Мама наконец встает и бросает на отца один из тех взглядов, которые я не понимаю.
— И ты еще удивляешься, почему я против покупики бензопилы, — говорит она, направляясь в коттедж за аптечкой. Она берет с собой Проспекта, чтобы тот не мешался под ногами.
Как только мама скрылась из виду, папа призывно машет мне рукой.
— Зацени, — говорит он, опускает руку и отдирает липкую от крови кожу на голени. Если ему и больно, он этого не показывает. Я уверен, что даже в восемь лет я бы плакал.
Острожно я наклоняюсь вперед, чтобы заглянуть в кровавую рану.
— Внутри что-то белое...
Отец кивает.
— Это кость.
— Блядь, — тихо говорю я. Он это замечает, и я вижу, как его губы дергаются в почти улыбке.
— Вот и твоя мама. Лучше иди поиграй, пока все не закончится. Мы позовем тебя к ужину. — Он ерошит мои волосы. — Постарайся не попадать в неприятности.
Я бросаю взгляд на его ногу.
— Все плохо?
Он пожимает плечами.
— Твоя мама была медсестрой. Она знает что делать.

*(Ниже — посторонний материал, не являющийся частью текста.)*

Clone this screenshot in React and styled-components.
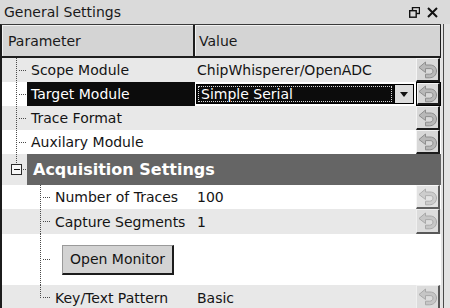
import React from 'react';
import styled, { createGlobalStyle, css } from 'styled-components';

const Global = createGlobalStyle`
  html, body { margin: 0; padding: 0; background: #e3e3e3; }
  body {
    font-family: "DejaVu Sans", "Liberation Sans", sans-serif;
    font-size: 14px;
    color: #141414;
    width: 450px;
    height: 308px;
    overflow: hidden;
  }
`;

const Window = styled.div`
  width: 450px;
  height: 308px;
  display: flex;
  flex-direction: column;
  background: #e3e3e3;
  overflow: hidden;
`;

const TitleBar = styled.div`
  height: 24px;
  flex: none;
  display: flex;
  align-items: center;
  padding: 0 12px 0 4px;
  box-sizing: border-box;
  background: #dadada;
`;

const Title = styled.span`
  flex: 1;
  font-size: 14px;
  line-height: 24px;
  color: #1a1a1a;
`;

const TitleIcons = styled.div`
  display: flex;
  align-items: center;
  gap: 7px;
`;

const Body = styled.div`
  flex: 1;
  display: flex;
  min-height: 0;
`;

const Tree = styled.div`
  width: 439px;
  flex: none;
  border-left: 2px solid #1c1c1c;
  border-top: 1px solid #3a3a3a;
  display: flex;
  flex-direction: column;
  background: #fff;
  overflow: hidden;
`;

const Gutter = styled.div`
  flex: 1;
  display: flex;
  padding-left: 2px;
  background: #e3e3e3;
`;

const GutterLine = styled.div`
  width: 1px;
  background: #4a4a4a;
`;

const Header = styled.div`
  height: 31px;
  flex: none;
  display: grid;
  grid-template-columns: 193px 1fr;
  border-bottom: 2px solid #1e1e1e;
  background: #d4d4d4;
`;

const HeaderCell = styled.div`
  display: flex;
  align-items: center;
  padding-left: ${p => p.$pad}px;
  border-right: ${p => p.$w}px solid #1e1e1e;
  box-shadow: inset 1px 1px 0 #f2f2f2;
  font-size: 14px;
  color: #1a1a1a;
`;

const Row = styled.div`
  height: ${p => p.$h}px;
  flex: none;
  display: grid;
  grid-template-columns: 193px 221px 25px;
  background: ${p => (p.$alt ? '#e8e8e8' : '#ffffff')};
`;

const GroupRow = styled.div`
  height: ${p => p.$h}px;
  flex: none;
  display: flex;
  background: #e8e8e8;
`;

const GroupBand = styled.div`
  flex: 1;
  display: flex;
  align-items: center;
  padding-left: 6px;
  background: #656565;
  color: #ffffff;
  font-weight: bold;
  font-size: 16px;
`;

const ParamCell = styled.div`
  display: flex;
  align-items: stretch;
  min-width: 0;
`;

const Label = styled.div`
  flex: 1;
  display: flex;
  align-items: center;
  padding-left: 4px;
  white-space: nowrap;
  ${p => p.$selected && css`
    background: #0c0c0c;
    color: #ffffff;
  `}
`;

const ValueCell = styled.div`
  display: flex;
  align-items: center;
  padding-left: 2px;
  white-space: nowrap;
  overflow: hidden;
`;

const Combo = styled.div`
  margin-left: -1px;
  width: 218px;
  height: 20px;
  box-sizing: border-box;
  display: flex;
  background: #0c0c0c;
  border: 1px solid #000;
`;

const ComboText = styled.div`
  flex: 1;
  margin: 1px 2px 1px 1px;
  display: flex;
  align-items: center;
  padding-left: 2px;
  color: #fff;
  border: 1px dotted #d8d8d8;
  font-size: 14px;
`;

const ComboArrow = styled.div`
  width: 18px;
  display: flex;
  align-items: center;
  justify-content: center;
  background: #dcdcdc;
  border-left: 1px solid #000;
`;

const ButtonCell = styled.div`
  display: flex;
  align-items: stretch;
  ${p => p.$focused && css`
    outline: 1px solid #000;
    outline-offset: -1px;
    padding: 1px;
  `}
`;

const ResetButton = styled.div`
  width: 24px;
  box-sizing: border-box;
  background: #d8d8d8;
  border: 1px solid;
  border-color: #f4f4f4 #1c1c1c #1c1c1c #f4f4f4;
  border-width: 1px 2px 2px 1px;
  display: flex;
  align-items: center;
  justify-content: center;
  opacity: ${p => (p.$faint ? 0.7 : 1)};
`;

const ActionArea = styled.div`
  flex: 1;
  display: flex;
  align-items: center;
  padding-left: 11px;
`;

const PushButton = styled.div`
  width: 112px;
  height: 30px;
  box-sizing: border-box;
  display: flex;
  align-items: center;
  justify-content: center;
  background: #d3d3d3;
  border: 1px solid;
  border-color: #9a9a9a #1c1c1c #1c1c1c #9a9a9a;
  border-width: 1px 2px 2px 1px;
  font-size: 14px;
  color: #141414;
`;

const Spacer = styled.div`
  grid-column: span 2;
`;

function UndoIcon() {
  return (
    <svg width="20" height="18" viewBox="0 0 20 18">
      <path
        d="M1 6.5 L7.5 1 V4 H12 C16.5 4 18.5 7 18.5 10 C18.5 14 15.5 16.8 11.5 16.8 H7.5 V13.2 H11.5 C13.6 13.2 15 12 15 10 C15 8.4 13.8 7.6 12.2 7.6 H7.5 V11.5 Z"
        fill="#b8b8b8"
        stroke="#8e8e8e"
        strokeWidth="1"
        strokeLinejoin="round"
      />
    </svg>
  );
}

function FloatIcon() {
  return (
    <svg width="11" height="11" viewBox="0 0 11 11">
      <rect x="3.5" y="0.5" width="7" height="6" fill="none" stroke="#111" strokeWidth="1.4" />
      <rect x="0.7" y="3.7" width="6.5" height="6.5" fill="#dadada" stroke="#111" strokeWidth="1.4" />
    </svg>
  );
}

function CloseIcon() {
  return (
    <svg width="11" height="11" viewBox="0 0 11 11">
      <path d="M1 1 L10 10 M10 1 L1 10" stroke="#111" strokeWidth="2" />
    </svg>
  );
}

function ArrowDown() {
  return (
    <svg width="8" height="5" viewBox="0 0 8 5">
      <path d="M0 0 H8 L4 5 Z" fill="#111" />
    </svg>
  );
}

const dash = { stroke: '#4a4a4a', strokeWidth: 1, strokeDasharray: '1 1', shapeRendering: 'crispEdges' };

function Branch({ depth, h, kind }) {
  const w = depth === 0 ? 25 : 49;
  const x = depth === 0 ? 14.5 : 38.5;
  const mid = Math.floor(h / 2) + 0.5;
  if (kind === 'group') {
    return (
      <svg width={w} height={h} style={{ flex: 'none' }}>
        <line x1={x} y1={0} x2={x} y2={mid - 5} {...dash} />
        <rect x={x - 5} y={mid - 5} width={10} height={10} fill="#f6f6f6" stroke="#2a2a2a" shapeRendering="crispEdges" />
        <line x1={x - 2.5} y1={mid} x2={x + 3} y2={mid} stroke="#111" strokeWidth="1" shapeRendering="crispEdges" />
        <line x1={x + 6} y1={mid} x2={w} y2={mid} {...dash} />
      </svg>
    );
  }
  return (
    <svg width={w} height={h} style={{ flex: 'none' }}>
      <line x1={x} y1={0} x2={x} y2={kind === 'last' ? mid : h} {...dash} />
      <line x1={x + 2} y1={mid} x2={w} y2={mid} {...dash} />
    </svg>
  );
}

const rows = [
  { type: 'param', depth: 0, label: 'Scope Module', value: 'ChipWhisperer/OpenADC', h: 24 },
  { type: 'param', depth: 0, label: 'Target Module', combo: 'Simple Serial', selected: true, h: 24 },
  { type: 'param', depth: 0, label: 'Trace Format', value: '', h: 24 },
  { type: 'param', depth: 0, label: 'Auxilary Module', value: '', h: 24 },
  { type: 'group', label: 'Acquisition Settings', h: 31 },
  { type: 'param', depth: 1, label: 'Number of Traces', value: '100', h: 24, faint: true },
  { type: 'param', depth: 1, label: 'Capture Segments', value: '1', h: 25, faint: true },
  { type: 'action', depth: 1, label: 'Open Monitor', h: 51 },
  { type: 'param', depth: 1, label: 'Key/Text Pattern', value: 'Basic', h: 25, faint: true, last: true },
];

export default function App() {
  return (
    <>
      <Global />
      <Window>
        <TitleBar>
          <Title>General Settings</Title>
          <TitleIcons>
            <FloatIcon />
            <CloseIcon />
          </TitleIcons>
        </TitleBar>
        <Body>
          <Tree>
            <Header>
              <HeaderCell $pad={6} $w={2}>Parameter</HeaderCell>
              <HeaderCell $pad={4} $w={1}>Value</HeaderCell>
            </Header>
            {rows.map((r, i) => {
              const alt = i % 2 === 0;
              if (r.type === 'group') {
                return (
                  <GroupRow key={i} $h={r.h}>
                    <Branch depth={0} h={r.h} kind="group" />
                    <GroupBand>{r.label}</GroupBand>
                  </GroupRow>
                );
              }
              if (r.type === 'action') {
                return (
                  <Row key={i} $h={r.h} $alt={alt}>
                    <ParamCell>
                      <Branch depth={r.depth} h={r.h} kind="mid" />
                      <ActionArea>
                        <PushButton>{r.label}</PushButton>
                      </ActionArea>
                    </ParamCell>
                    <Spacer />
                  </Row>
                );
              }
              return (
                <Row key={i} $h={r.h} $alt={alt}>
                  <ParamCell>
                    <Branch depth={r.depth} h={r.h} kind={r.last ? 'last' : 'mid'} />
                    <Label $selected={r.selected}>{r.label}</Label>
                  </ParamCell>
                  <ValueCell>
                    {r.combo ? (
                      <Combo>
                        <ComboText>{r.combo}</ComboText>
                        <ComboArrow>
                          <ArrowDown />
                        </ComboArrow>
                      </Combo>
                    ) : (
                      r.value
                    )}
                  </ValueCell>
                  <ButtonCell $focused={r.selected}>
                    <ResetButton $faint={r.faint}>
                      <UndoIcon />
                    </ResetButton>
                  </ButtonCell>
                </Row>
              );
            })}
          </Tree>
          <Gutter>
            <GutterLine />
          </Gutter>
        </Body>
      </Window>
    </>
  );
}
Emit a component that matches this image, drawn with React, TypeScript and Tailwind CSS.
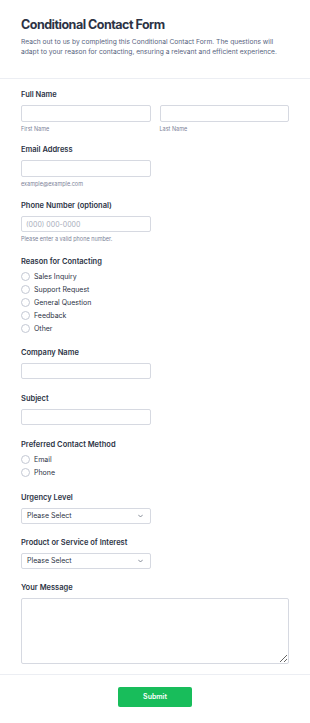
import React from 'react';

const labelCls = 'block text-[7.5px] leading-[10px] font-semibold text-[#2c3345] mb-[5px]';
const inputCls = 'block h-[16px] rounded-[2px] border border-[#d6d9e1] bg-white px-[4px] text-[7px] text-[#2c3345] outline-none';
const subCls = 'mt-[3px] text-[5.5px] leading-[8px] text-[#7c8398]';

function Radio({ label }: { label: string }) {
  return (
    <label className="flex h-[13px] items-center gap-[4px]">
      <span className="h-[9px] w-[9px] rounded-full border border-[#c3c8d3] bg-white" />
      <span className="text-[7px] leading-[10px] text-[#2c3345]">{label}</span>
    </label>
  );
}

function Select() {
  return (
    <div className={`${inputCls} flex w-[130px] items-center justify-between pl-[5px] pr-[7px]`}>
      <span>Please Select</span>
      <svg width="5" height="4" viewBox="0 0 10 6" fill="none" aria-hidden>
        <path d="M1 1l4 4 4-4" stroke="#6b7280" strokeWidth="1.6" strokeLinecap="round" strokeLinejoin="round" />
      </svg>
    </div>
  );
}

export default function App() {
  return (
    <div className="min-h-[723px] w-full bg-white font-['Inter','Liberation_Sans',sans-serif]">
      <header className="border-b border-[#eceef3] px-[21px] pt-[16px] pb-[21px]">
        <h1 className="text-[12.5px] leading-[18px] font-bold tracking-[-0.5px] text-[#2c3345]">
          Conditional Contact Form
        </h1>
        <p className="mt-[3px] text-[6.7px] leading-[10px] text-[#57647e]">
          Reach out to us by completing this Conditional Contact Form. The questions will adapt to your reason for
          contacting, ensuring a relevant and efficient experience.
        </p>
      </header>

      <form className="px-[21px] pt-[11px] pb-[10px]">
        <div className="mb-[12px]">
          <span className={labelCls}>Full Name</span>
          <div className="flex gap-[9px]">
            <div className="flex-1">
              <input className={`${inputCls} h-[17px] w-full`} />
              <p className={subCls}>First Name</p>
            </div>
            <div className="flex-1">
              <input className={`${inputCls} h-[17px] w-full`} />
              <p className={subCls}>Last Name</p>
            </div>
          </div>
        </div>

        <div className="mb-[13px]">
          <span className={labelCls}>Email Address</span>
          <input className={`${inputCls} h-[17px] w-[130px]`} />
          <p className={subCls}>example@example.com</p>
        </div>

        <div className="mb-[14px]">
          <span className={labelCls}>
            Phone Number <span>(optional)</span>
          </span>
          <input className={`${inputCls} w-[130px] placeholder:text-[#a9aebb]`} placeholder="(000) 000-0000" />
          <p className={subCls}>Please enter a valid phone number.</p>
        </div>

        <div className="mb-[13px]">
          <span className={`${labelCls} !mb-[3px]`}>Reason for Contacting</span>
          <div className="flex flex-col">
            {['Sales Inquiry', 'Support Request', 'General Question', 'Feedback', 'Other'].map((r) => (
              <Radio key={r} label={r} />
            ))}
          </div>
        </div>

        <div className="mb-[15px]">
          <span className={labelCls}>Company Name</span>
          <input className={`${inputCls} w-[130px]`} />
        </div>

        <div className="mb-[15px]">
          <span className={labelCls}>Subject</span>
          <input className={`${inputCls} w-[130px]`} />
        </div>

        <div className="mb-[14px]">
          <span className={`${labelCls} !mb-[3px]`}>Preferred Contact Method</span>
          <div className="flex flex-col">
            <Radio label="Email" />
            <Radio label="Phone" />
          </div>
        </div>

        <div className="mb-[14px]">
          <span className={labelCls}>Urgency Level</span>
          <Select />
        </div>

        <div className="mb-[14px]">
          <span className={labelCls}>Product or Service of Interest</span>
          <Select />
        </div>

        <div>
          <span className={labelCls}>Your Message</span>
          <textarea className="block h-[66px] w-full rounded-[2px] border border-[#d6d9e1] bg-white p-[4px] text-[7px] outline-none" />
        </div>
      </form>

      <footer className="flex justify-center border-t border-[#eceef3] pt-[12px] pb-[16px]">
        <button type="button" className="h-[20px] w-[74px] rounded-[2px] bg-[#18bd5b] text-[7px] font-semibold text-white">
          Submit
        </button>
      </footer>
    </div>
  );
}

Поскольку мама и папа заняты, я решил, что это мой шанс отправиться на разведку, не рассказывая им постоянно, где я и чем занят. За коттеджем есть ряд длинных каменных ступеней, засыпанных землей, которые ведут через лес между задним двором и озером Гурон. Каждая ступенька доходит мне до пояса, и я представляю, для каких гигантов они, должно быть, были построены.
Я не могу поверить, что папа поранился и у него течет кровь. Это на него не похоже, он может делать все. Он играет в футбол и бегает марафоны. Он похож на одного из тех супергероев, только без суперспособностей. Как Бэтмен.
Что-то должно было заставить отца промахнуться. Чем больше я об этом думаю, тем больше понимаю, что это единственное объяснение. Помню, папа рассказывал мне о племени индейцев, которое жило в этих краях. Он говорил, что их называли горцами Сифорта и что их духи живут здесь и иногда оставляют подсказки о спрятанных сокровищах. В то утро, когда мы шли по лесным тропам, мы нашли в грязи камни в форме стрелы. Мы пошли дальше и пришли к нацарапанному в грязи посланию, которое указывало нам на другое место. В конце тропы мы нашли небольшое состояние в ярких монетах (почти доллар!), зарытое под кучей мха.